All that out of the way, I'm wondering if it would be worth it to turn a #3 Morse taper on a piece of 1" drill rod and stop wondering if the Jacobs chuck and #3 adapter are causing the approx .003" of deflection in the horizontal plane. I also anchor an indicator on the face of the lathe chuck and hand rotate around the drill rod and get some horizontal misalignment. I can move the tailstock horizontally and bring the end of the drill rod into perfect concentricity with the spindle, but the traveling indicator still shows angular misalignment along the length of the drill rod. The tailstock base has provision for lots of lateral offset, but nothing I can find for angular adjustment. Presumably it shouldn't need it.

I'd like to know how you should check for perfect tailstock alignment. Am I on the right track?

Thanks, Tom
 
Tom , I'd take the chuck out and find somthig better to use like a precision dead center , or like to mentioned you can make a taper on a piece of bar and have your own indicating rod.

One quick and dirty way is to use a piece of solid bar in the chuck and die it in , then cut a point on it. Useing a dead center in your tail stock run the dead center all the way out and make the points touch thsi should have you pertty close.

But some chucks can be as much as .005"-.010" out
 
0.0030 on a standard drill chuck is not bad at all.

IMO, I would take the largest diameter material that you have, and as long as is usable in your machine.

Put in a live/dead center and skim cut the stock til it cleans up round. Then measure it along its length.

Taper can be headstock OR tailstock OR Chuck misalignment, but is can also be worn ways.
Worn ways will almost always give you a barrel shape since the area near the headstock gets used the most.
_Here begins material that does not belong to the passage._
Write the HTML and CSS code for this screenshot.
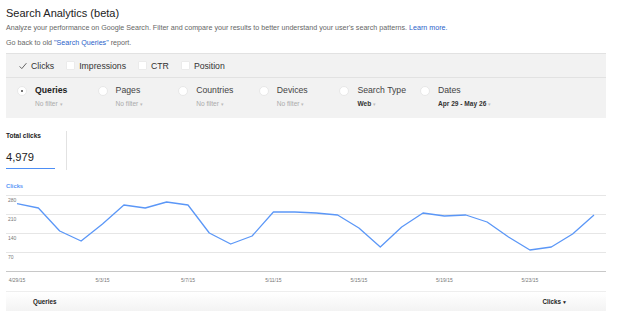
FILE: index.html
```html
<!DOCTYPE html>
<html lang="en">
<head>
    <meta charset="UTF-8">
    <meta name="viewport" content="width=device-width, initial-scale=1.0">
    <title>Search Analytics (beta)</title>
    <link rel="stylesheet" href="styles.css">
</head>
<body>
    <div class="page">
        <h1 class="title">Search Analytics (beta)</h1>
        <p class="intro">Analyze your performance on Google Search. Filter and compare your results to better understand your user's search patterns. <a href="#">Learn more.</a></p>
        <p class="back">Go back to old <a href="#">"Search Queries"</a> report.</p>

        <div class="filters">
            <div class="metrics">
                <label class="metric">
                    <svg class="tick" width="8" height="8" viewBox="0 0 8 8"><path d="M0.6 4.4 L2.8 6.6 L7.4 1.2" fill="none" stroke="#555" stroke-width="0.9"/></svg>
                    Clicks
                </label>
                <label class="metric"><span class="box"></span>Impressions</label>
                <label class="metric"><span class="box"></span>CTR</label>
                <label class="metric"><span class="box"></span>Position</label>
            </div>

            <div class="dims">
                <div class="dim">
                    <span class="radio checked"></span>
                    <div>
                        <div class="dim-name active">Queries</div>
                        <div class="dim-sub">No filter <span class="caret">&#9662;</span></div>
                    </div>
                </div>
                <div class="dim">
                    <span class="radio"></span>
                    <div>
                        <div class="dim-name">Pages</div>
                        <div class="dim-sub">No filter <span class="caret">&#9662;</span></div>
                    </div>
                </div>
                <div class="dim">
                    <span class="radio"></span>
                    <div>
                        <div class="dim-name">Countries</div>
                        <div class="dim-sub">No filter <span class="caret">&#9662;</span></div>
                    </div>
                </div>
                <div class="dim">
                    <span class="radio"></span>
                    <div>
                        <div class="dim-name">Devices</div>
                        <div class="dim-sub">No filter <span class="caret">&#9662;</span></div>
                    </div>
                </div>
                <div class="dim">
                    <span class="radio"></span>
                    <div>
                        <div class="dim-name">Search Type</div>
                        <div class="dim-sub set">Web <span class="caret">&#9662;</span></div>
                    </div>
                </div>
                <div class="dim">
                    <span class="radio"></span>
                    <div>
                        <div class="dim-name">Dates</div>
                        <div class="dim-sub set">Apr 29 - May 26 <span class="caret">&#9662;</span></div>
                    </div>
                </div>
            </div>
        </div>

        <div class="totals">
            <div class="total">
                <div class="total-label">Total clicks</div>
                <div class="total-value">4,979</div>
            </div>
        </div>

        <div class="chart-label">Clicks</div>
        <svg class="chart" width="600" height="96" viewBox="0 0 600 96">
            <g stroke="#e6e6e6" stroke-width="1">
                <line x1="0" y1="5.5" x2="600" y2="5.5"/>
                <line x1="0" y1="24.5" x2="600" y2="24.5"/>
                <line x1="0" y1="43.5" x2="600" y2="43.5"/>
                <line x1="0" y1="62.5" x2="600" y2="62.5"/>
            </g>
            <line x1="0" y1="81.5" x2="600" y2="81.5" stroke="#c8c8c8" stroke-width="1"/>
            <g class="axis-y">
                <text x="2" y="12">280</text>
                <text x="2" y="31">210</text>
                <text x="2" y="50">140</text>
                <text x="2" y="69">70</text>
            </g>
            <g class="axis-x" text-anchor="middle">
                <text x="11" y="92">4/29/15</text>
                <text x="96.5" y="92">5/3/15</text>
                <text x="182" y="92">5/7/15</text>
                <text x="267.4" y="92">5/11/15</text>
                <text x="352.9" y="92">5/15/15</text>
                <text x="438.4" y="92">5/19/15</text>
                <text x="523.9" y="92">5/23/15</text>
            </g>
            <polyline fill="none" stroke="#5b97f7" stroke-width="1.3" stroke-linejoin="round"
                points="11,13.7 32.4,18 53.7,41 75.1,51 96.5,34 117.9,15 139.2,18 160.6,12 182,15 203.3,43 224.7,54 246.1,46 267.4,22 288.8,22 310.2,23 331.6,25 352.9,38 374.3,57 395.7,37 417,23 438.4,26 459.8,25 481.1,32 502.5,47 523.9,60 545.3,57 566.6,44 588,25"/>
        </svg>

        <div class="table-head">
            <span>Queries</span>
            <span>Clicks<span class="sort">&#9660;</span></span>
        </div>
    </div>
</body>
</html>
```

FILE: styles.css
```css
body {
    margin: 0;
    font-family: "Liberation Sans", Arial, sans-serif;
    color: #333;
    background: #fff;
}

.page {
    width: 600px;
    padding: 6px 14px 0 6px;
}

.title {
    margin: 0;
    font-size: 11px;
    line-height: 14px;
    font-weight: normal;
    color: #222;
}

.intro, .back {
    margin: 3px 0 0;
    font-size: 7.15px;
    line-height: 10px;
    color: #666;
}

.back {
    margin-top: 5px;
}

a {
    color: #2a62c9;
    text-decoration: none;
}

.filters {
    margin-top: 5px;
    background: #f2f2f2;
    border-top: 1px solid #e2e2e2;
}

.metrics {
    display: flex;
    align-items: center;
    gap: 12px;
    height: 23px;
    padding-left: 13px;
    border-bottom: 1px solid #e2e2e2;
    font-size: 8.7px;
}

.metric {
    display: flex;
    align-items: center;
    gap: 4px;
}

.box {
    width: 7px;
    height: 7px;
    background: #fff;
    border: 1px solid #ebebeb;
    border-radius: 1px;
}

.dims {
    display: grid;
    grid-template-columns: repeat(6, 80.6px);
    height: 40px;
    padding: 6px 0 0 11px;
    box-sizing: border-box;
}

.dim {
    display: flex;
    align-items: flex-start;
    gap: 8px;
}

.radio {
    position: relative;
    width: 8px;
    height: 8px;
    margin-top: 2px;
    border-radius: 50%;
    background: #fff;
    border: 1px solid #e8e8e8;
    flex: none;
}

.radio.checked::after {
    content: "";
    position: absolute;
    left: 3px;
    top: 3px;
    width: 2px;
    height: 2px;
    border-radius: 50%;
    background: #444;
}

.dim-name {
    font-size: 8.7px;
    line-height: 12px;
    color: #444;
}

.dim-name.active {
    font-weight: bold;
    color: #222;
}

.dim-sub {
    margin-top: 3px;
    font-size: 6.6px;
    line-height: 10px;
    color: #aaa;
}

.dim-sub.set {
    font-weight: bold;
    color: #333;
}

.caret {
    font-size: 5px;
    color: #bbb;
    font-weight: normal;
}

.totals {
    margin-top: 13px;
}

.total {
    width: 60px;
    border-right: 1px solid #e2e2e2;
    padding-bottom: 1px;
}

.total-label {
    font-size: 6.5px;
    line-height: 9px;
    font-weight: bold;
    color: #222;
}

.total-value {
    width: 49px;
    margin-top: 10px;
    padding-bottom: 4px;
    font-size: 11.2px;
    line-height: 14px;
    color: #222;
    border-bottom: 1.5px solid #4d8ef5;
}

.chart-label {
    margin-top: 12px;
    font-size: 5.8px;
    line-height: 8px;
    font-weight: bold;
    color: #5b97f7;
}

.chart {
    display: block;
}

.chart text {
    font-family: "Liberation Sans", Arial, sans-serif;
    font-size: 5px;
    fill: #777;
}

.table-head {
    display: flex;
    justify-content: space-between;
    align-items: center;
    height: 19px;
    margin-top: 5px;
    padding: 0 39px 0 27px;
    border-top: 1px solid #eee;
    background: linear-gradient(#fff, #f3f3f3);
    font-size: 6.3px;
    font-weight: bold;
    color: #222;
}

.sort {
    font-size: 5px;
    margin-left: 1px;
}
```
The tailstock generally has front to back adjustment, but no vertical adjustment.
If you are lucky enough that the tailstock is low, it usually can be shimed depending on its design.

edge.
 
3 thou using a Jacobs drill chuck isn't that bad. I always found the Albrecht keyless chucks to be far superior to the Jacobs, for precision work. Just don't try to power tap a hole with the Albrecht, because it doesn't have the clamping force that the Jacobs does. I have used the cheaper copies of the Albrecht, and I must say that the real deal is far better. As far as aligning up your machine, I would second what the last poster said.
 
Victer tool supply has Kisser buttons. One goes in the center in the headstock and the other one goes in the center (preferably dead center) tailstock, you kiss the two buttons together. When the flat discs of the buttons align your in alignment..
 
Thanks to all. I'm going to use the kisser buttons to check against the drill rod alignment.